** THE REQUEST **
In the records below, begin at the line containing "Reproduce this screenshot" and end at the line containing "type Trip = (typeof trips)[number];"; quote every line in that span exactly, including both boundary lines, and no others.

··· ENTRIES SHOWN

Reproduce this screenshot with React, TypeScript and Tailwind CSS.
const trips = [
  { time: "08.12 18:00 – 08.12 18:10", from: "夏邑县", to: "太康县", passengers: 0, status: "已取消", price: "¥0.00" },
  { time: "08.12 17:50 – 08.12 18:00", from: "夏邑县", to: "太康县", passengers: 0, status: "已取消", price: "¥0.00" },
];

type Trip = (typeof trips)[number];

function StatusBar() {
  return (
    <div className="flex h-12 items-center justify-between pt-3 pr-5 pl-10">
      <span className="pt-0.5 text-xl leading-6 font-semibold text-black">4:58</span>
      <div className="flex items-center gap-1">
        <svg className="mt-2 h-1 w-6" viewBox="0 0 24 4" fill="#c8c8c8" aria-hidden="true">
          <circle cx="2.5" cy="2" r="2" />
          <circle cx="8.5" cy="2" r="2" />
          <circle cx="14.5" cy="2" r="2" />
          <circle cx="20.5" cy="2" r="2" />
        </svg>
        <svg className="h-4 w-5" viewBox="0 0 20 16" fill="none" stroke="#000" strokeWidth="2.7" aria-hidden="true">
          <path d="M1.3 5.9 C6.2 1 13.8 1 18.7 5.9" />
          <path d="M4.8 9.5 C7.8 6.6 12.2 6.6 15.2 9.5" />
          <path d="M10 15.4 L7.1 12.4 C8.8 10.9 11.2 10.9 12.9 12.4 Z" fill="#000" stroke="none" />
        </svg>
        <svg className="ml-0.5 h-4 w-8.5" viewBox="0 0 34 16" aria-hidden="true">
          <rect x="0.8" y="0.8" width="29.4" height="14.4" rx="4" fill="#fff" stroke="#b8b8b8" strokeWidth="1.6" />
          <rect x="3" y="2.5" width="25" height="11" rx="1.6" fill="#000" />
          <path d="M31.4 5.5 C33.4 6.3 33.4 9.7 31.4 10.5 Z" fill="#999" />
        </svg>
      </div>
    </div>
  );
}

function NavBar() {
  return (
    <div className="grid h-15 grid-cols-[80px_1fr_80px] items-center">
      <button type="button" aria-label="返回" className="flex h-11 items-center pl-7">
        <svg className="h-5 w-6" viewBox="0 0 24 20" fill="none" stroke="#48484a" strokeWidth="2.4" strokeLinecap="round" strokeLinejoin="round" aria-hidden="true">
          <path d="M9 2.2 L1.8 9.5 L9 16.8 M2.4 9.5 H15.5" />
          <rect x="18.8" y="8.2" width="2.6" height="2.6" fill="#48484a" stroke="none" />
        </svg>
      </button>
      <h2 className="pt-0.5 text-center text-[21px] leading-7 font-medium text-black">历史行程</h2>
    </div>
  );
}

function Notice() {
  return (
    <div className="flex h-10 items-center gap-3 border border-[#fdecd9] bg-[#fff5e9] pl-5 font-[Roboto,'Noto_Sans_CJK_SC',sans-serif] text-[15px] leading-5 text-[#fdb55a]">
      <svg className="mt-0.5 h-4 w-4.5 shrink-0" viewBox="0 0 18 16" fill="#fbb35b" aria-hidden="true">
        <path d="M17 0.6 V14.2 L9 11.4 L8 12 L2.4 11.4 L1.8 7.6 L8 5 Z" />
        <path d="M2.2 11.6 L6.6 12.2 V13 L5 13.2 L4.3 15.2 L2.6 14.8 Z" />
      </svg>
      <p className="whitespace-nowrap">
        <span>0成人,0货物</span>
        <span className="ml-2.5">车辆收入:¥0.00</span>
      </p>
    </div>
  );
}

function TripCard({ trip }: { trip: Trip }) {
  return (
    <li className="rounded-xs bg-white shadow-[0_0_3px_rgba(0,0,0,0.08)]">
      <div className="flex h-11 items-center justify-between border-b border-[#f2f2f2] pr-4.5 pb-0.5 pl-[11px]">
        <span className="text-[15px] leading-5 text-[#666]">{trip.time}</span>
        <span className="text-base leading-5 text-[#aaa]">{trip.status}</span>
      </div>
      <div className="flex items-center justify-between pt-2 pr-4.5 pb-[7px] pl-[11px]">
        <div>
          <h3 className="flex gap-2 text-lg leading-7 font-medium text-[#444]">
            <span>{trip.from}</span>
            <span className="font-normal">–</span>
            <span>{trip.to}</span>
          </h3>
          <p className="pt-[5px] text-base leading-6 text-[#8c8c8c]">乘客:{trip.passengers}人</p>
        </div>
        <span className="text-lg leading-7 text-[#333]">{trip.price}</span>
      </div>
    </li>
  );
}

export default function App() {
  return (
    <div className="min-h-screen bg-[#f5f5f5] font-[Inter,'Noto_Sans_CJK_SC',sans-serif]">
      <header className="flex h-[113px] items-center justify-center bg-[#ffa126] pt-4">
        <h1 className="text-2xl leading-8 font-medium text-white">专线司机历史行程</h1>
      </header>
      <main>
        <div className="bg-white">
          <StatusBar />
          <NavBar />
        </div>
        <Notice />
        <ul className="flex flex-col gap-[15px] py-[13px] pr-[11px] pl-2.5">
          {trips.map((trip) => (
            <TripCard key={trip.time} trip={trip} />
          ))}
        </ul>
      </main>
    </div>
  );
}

······
··· ENTRIES SHOWN

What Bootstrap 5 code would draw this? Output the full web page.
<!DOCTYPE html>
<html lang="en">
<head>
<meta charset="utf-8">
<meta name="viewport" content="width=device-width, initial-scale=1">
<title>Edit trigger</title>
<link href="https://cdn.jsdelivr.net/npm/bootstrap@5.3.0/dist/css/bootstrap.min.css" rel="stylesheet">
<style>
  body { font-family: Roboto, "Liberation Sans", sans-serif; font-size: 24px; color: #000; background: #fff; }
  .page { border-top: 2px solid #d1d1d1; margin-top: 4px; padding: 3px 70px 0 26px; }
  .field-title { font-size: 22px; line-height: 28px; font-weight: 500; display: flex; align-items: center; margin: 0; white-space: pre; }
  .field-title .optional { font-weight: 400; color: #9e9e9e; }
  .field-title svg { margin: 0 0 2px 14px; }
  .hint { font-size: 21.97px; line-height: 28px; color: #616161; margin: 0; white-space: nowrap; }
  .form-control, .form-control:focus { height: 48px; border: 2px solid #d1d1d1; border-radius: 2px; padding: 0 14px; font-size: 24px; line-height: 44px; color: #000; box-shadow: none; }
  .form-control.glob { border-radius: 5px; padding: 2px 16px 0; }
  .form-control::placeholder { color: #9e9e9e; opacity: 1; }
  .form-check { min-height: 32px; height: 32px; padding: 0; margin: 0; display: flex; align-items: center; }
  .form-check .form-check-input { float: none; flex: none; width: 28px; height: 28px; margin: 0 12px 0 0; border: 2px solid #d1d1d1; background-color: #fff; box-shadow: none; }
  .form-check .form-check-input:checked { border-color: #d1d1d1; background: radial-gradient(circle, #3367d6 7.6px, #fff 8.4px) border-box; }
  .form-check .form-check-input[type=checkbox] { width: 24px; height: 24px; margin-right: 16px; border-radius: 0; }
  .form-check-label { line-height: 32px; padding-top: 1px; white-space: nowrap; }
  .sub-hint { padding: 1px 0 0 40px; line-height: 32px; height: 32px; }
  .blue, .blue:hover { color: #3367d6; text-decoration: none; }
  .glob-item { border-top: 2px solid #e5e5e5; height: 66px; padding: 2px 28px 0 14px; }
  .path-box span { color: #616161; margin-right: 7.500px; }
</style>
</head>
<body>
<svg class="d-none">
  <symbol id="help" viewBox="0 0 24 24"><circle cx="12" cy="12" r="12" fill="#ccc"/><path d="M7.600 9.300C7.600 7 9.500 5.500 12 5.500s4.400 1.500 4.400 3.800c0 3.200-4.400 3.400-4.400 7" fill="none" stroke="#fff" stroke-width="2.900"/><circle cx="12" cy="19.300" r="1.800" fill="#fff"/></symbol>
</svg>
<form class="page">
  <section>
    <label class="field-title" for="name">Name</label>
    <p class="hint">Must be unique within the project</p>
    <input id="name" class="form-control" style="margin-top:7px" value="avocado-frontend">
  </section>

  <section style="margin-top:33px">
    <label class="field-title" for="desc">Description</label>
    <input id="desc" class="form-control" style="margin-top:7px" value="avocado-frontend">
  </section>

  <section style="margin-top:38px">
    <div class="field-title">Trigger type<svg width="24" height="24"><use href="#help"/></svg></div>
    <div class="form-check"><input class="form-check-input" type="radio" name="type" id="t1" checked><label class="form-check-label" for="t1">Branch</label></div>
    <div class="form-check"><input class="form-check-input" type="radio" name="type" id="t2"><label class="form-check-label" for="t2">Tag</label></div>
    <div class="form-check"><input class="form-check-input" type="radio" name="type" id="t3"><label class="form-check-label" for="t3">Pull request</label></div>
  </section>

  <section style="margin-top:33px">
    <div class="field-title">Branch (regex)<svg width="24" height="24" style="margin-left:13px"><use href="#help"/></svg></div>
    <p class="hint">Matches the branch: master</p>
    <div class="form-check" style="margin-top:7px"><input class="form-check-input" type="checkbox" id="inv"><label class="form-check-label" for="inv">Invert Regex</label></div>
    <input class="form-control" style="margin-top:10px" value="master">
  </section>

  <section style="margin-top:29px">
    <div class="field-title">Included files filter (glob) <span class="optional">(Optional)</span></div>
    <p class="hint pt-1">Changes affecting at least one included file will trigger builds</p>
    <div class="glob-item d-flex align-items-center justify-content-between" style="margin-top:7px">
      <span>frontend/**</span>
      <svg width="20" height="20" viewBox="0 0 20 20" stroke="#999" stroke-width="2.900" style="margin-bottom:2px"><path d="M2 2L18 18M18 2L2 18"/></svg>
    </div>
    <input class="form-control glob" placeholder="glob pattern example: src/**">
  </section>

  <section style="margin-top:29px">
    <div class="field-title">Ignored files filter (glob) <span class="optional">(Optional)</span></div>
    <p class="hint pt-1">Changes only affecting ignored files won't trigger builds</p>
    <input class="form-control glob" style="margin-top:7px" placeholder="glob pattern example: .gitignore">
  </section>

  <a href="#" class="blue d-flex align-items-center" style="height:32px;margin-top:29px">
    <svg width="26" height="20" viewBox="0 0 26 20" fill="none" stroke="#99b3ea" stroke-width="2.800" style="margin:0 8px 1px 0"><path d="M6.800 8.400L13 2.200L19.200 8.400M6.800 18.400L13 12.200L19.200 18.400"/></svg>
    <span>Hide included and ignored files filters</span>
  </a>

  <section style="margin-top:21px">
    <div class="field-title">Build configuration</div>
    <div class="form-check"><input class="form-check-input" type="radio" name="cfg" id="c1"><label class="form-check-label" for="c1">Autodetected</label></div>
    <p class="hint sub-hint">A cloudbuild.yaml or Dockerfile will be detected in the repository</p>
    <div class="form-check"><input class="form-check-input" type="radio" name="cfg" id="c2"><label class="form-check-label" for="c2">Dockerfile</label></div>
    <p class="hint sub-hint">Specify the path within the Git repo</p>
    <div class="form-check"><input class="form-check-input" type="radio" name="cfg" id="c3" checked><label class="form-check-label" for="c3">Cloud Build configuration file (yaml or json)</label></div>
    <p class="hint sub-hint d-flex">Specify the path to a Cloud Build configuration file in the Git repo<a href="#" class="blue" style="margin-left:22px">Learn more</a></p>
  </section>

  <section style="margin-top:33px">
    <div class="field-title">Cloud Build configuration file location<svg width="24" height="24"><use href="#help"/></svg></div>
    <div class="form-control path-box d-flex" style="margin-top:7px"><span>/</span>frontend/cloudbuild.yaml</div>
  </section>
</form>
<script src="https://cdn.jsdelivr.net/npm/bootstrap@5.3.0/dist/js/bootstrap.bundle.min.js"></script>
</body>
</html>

······

** TASK ANSWER **
Reproduce this screenshot with React, TypeScript and Tailwind CSS.
const trips = [
  { time: "08.12 18:00 – 08.12 18:10", from: "夏邑县", to: "太康县", passengers: 0, status: "已取消", price: "¥0.00" },
  { time: "08.12 17:50 – 08.12 18:00", from: "夏邑县", to: "太康县", passengers: 0, status: "已取消", price: "¥0.00" },
];

type Trip = (typeof trips)[number];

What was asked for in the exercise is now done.